Search the data for the word "components" and copy every line where it occurs.
* start DATASET SECTION *
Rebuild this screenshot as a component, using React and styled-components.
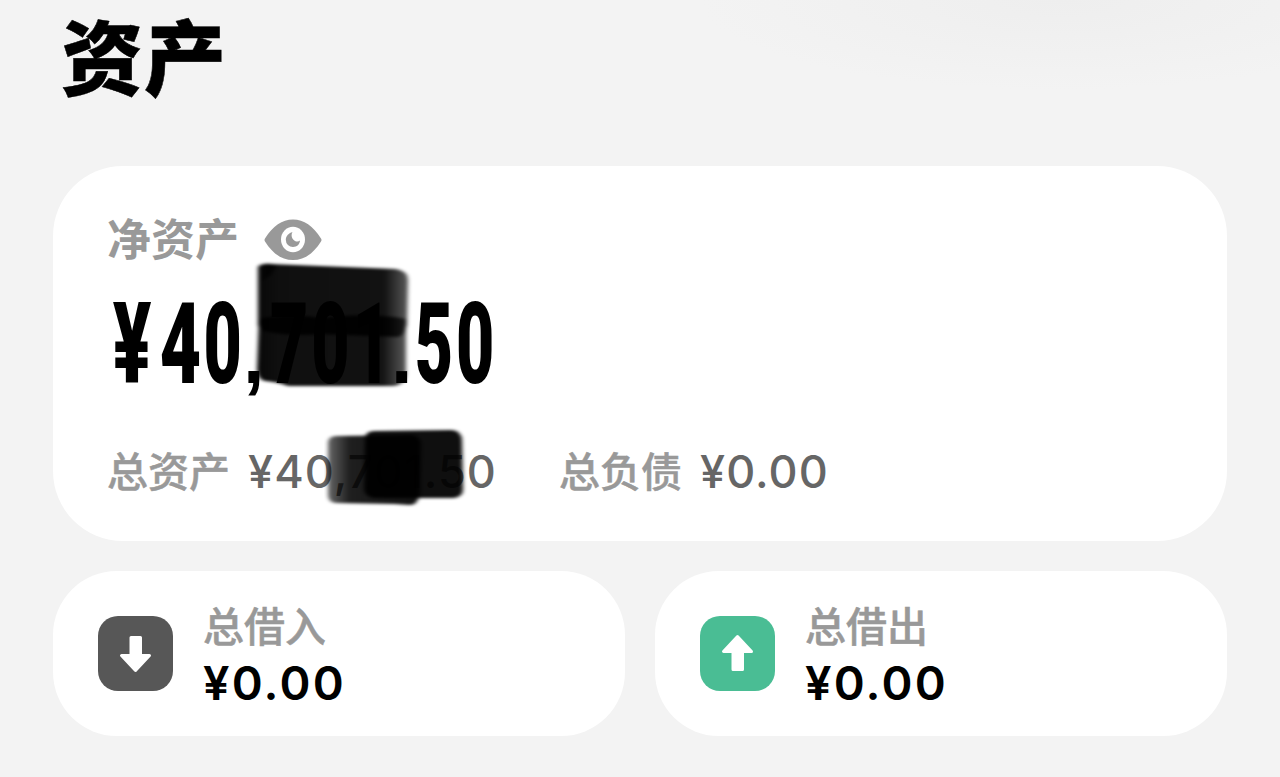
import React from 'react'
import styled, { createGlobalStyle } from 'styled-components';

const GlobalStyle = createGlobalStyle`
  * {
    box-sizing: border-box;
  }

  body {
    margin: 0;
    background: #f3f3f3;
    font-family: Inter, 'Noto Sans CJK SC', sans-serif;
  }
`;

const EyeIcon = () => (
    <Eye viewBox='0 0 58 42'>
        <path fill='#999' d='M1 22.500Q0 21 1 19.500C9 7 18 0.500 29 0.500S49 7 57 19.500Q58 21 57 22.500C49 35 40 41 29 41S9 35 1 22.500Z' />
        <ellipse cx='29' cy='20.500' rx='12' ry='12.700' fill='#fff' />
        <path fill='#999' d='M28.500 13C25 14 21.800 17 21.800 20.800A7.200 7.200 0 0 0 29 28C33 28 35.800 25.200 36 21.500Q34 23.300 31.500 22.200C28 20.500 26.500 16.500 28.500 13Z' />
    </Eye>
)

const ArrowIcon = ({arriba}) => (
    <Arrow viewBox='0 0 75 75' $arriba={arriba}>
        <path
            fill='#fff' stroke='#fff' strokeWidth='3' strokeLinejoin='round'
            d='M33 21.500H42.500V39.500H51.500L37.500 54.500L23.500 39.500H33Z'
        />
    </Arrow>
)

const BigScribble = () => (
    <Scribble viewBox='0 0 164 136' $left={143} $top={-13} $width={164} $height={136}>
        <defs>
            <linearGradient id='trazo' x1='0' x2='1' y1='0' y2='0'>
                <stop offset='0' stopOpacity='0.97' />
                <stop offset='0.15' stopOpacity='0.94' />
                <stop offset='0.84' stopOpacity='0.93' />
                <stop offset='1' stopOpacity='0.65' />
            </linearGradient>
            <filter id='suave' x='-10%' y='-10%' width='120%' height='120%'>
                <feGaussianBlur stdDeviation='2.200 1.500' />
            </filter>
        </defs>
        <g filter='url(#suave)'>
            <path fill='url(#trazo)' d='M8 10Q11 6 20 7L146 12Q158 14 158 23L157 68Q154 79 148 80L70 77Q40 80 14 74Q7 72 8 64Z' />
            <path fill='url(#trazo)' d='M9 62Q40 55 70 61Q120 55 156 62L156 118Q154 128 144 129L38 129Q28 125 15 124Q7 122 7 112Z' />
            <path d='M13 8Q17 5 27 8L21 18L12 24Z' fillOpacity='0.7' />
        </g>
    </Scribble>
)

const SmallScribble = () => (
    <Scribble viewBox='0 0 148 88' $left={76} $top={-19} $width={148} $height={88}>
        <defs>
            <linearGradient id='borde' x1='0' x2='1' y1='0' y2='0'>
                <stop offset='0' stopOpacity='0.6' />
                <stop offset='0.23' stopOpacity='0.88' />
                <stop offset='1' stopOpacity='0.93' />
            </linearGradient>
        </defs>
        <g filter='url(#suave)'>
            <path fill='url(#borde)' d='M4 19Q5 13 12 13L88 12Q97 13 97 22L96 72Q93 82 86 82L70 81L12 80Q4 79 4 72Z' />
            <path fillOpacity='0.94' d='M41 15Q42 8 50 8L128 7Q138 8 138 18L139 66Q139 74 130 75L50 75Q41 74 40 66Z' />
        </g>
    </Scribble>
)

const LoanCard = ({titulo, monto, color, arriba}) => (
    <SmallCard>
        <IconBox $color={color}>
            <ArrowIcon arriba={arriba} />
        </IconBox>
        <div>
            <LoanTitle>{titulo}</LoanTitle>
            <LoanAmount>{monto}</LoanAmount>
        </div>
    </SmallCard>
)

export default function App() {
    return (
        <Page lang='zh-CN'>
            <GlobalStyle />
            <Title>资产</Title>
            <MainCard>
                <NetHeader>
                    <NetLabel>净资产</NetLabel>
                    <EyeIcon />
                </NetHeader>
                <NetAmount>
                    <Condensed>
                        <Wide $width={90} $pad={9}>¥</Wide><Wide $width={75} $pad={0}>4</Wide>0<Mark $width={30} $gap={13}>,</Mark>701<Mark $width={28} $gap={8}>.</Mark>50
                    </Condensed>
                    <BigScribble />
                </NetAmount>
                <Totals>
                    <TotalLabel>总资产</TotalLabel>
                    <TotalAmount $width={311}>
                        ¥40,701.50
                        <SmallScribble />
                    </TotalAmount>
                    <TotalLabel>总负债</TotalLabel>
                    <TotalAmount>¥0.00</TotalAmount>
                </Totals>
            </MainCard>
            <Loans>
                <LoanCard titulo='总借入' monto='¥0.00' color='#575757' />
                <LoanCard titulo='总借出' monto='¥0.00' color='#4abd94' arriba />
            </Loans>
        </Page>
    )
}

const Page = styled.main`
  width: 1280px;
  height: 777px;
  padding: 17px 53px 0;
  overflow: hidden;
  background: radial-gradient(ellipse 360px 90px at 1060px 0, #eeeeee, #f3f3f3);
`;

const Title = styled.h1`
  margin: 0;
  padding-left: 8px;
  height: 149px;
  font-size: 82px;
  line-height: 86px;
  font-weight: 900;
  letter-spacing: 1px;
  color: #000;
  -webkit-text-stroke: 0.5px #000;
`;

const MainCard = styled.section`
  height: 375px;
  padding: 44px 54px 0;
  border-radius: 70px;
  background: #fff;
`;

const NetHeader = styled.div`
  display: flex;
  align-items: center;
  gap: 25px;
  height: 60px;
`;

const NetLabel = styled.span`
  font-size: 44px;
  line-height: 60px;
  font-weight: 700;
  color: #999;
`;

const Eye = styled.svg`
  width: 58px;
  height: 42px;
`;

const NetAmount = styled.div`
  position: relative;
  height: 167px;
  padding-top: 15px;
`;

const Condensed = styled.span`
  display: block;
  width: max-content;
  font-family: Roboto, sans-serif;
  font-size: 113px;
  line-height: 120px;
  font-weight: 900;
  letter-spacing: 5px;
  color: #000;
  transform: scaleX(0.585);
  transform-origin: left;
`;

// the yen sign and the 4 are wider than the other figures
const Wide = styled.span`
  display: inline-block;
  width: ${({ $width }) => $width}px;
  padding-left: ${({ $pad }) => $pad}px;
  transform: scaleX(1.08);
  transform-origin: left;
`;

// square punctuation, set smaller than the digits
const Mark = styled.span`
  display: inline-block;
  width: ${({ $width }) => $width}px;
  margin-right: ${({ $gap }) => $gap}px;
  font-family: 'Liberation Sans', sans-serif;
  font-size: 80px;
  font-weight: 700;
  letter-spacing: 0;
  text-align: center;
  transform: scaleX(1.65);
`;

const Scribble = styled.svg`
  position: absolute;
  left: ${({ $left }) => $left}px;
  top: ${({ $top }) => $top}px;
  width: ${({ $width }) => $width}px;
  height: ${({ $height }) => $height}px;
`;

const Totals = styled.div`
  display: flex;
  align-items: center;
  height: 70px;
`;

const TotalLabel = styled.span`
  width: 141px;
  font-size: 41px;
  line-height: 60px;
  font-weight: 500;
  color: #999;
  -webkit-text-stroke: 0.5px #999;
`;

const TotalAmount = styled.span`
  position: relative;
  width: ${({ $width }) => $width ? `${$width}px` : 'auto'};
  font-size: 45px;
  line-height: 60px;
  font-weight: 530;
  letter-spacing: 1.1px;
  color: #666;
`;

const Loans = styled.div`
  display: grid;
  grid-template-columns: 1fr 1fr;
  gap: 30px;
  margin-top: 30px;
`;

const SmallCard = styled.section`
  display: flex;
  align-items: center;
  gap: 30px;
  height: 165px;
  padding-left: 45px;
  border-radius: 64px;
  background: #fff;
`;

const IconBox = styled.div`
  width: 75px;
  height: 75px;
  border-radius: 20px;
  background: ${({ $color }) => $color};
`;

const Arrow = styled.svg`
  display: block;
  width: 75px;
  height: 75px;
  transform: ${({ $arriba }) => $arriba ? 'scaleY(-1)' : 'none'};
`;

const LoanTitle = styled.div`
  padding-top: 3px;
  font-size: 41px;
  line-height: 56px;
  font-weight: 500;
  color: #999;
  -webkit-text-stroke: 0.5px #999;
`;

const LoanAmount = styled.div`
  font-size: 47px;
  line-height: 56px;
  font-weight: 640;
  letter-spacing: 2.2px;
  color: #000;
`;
* end DATASET SECTION *
→ COMPLETE OUTPUT
Rebuild this screenshot as a component, using React and styled-components.
import styled, { createGlobalStyle } from 'styled-components';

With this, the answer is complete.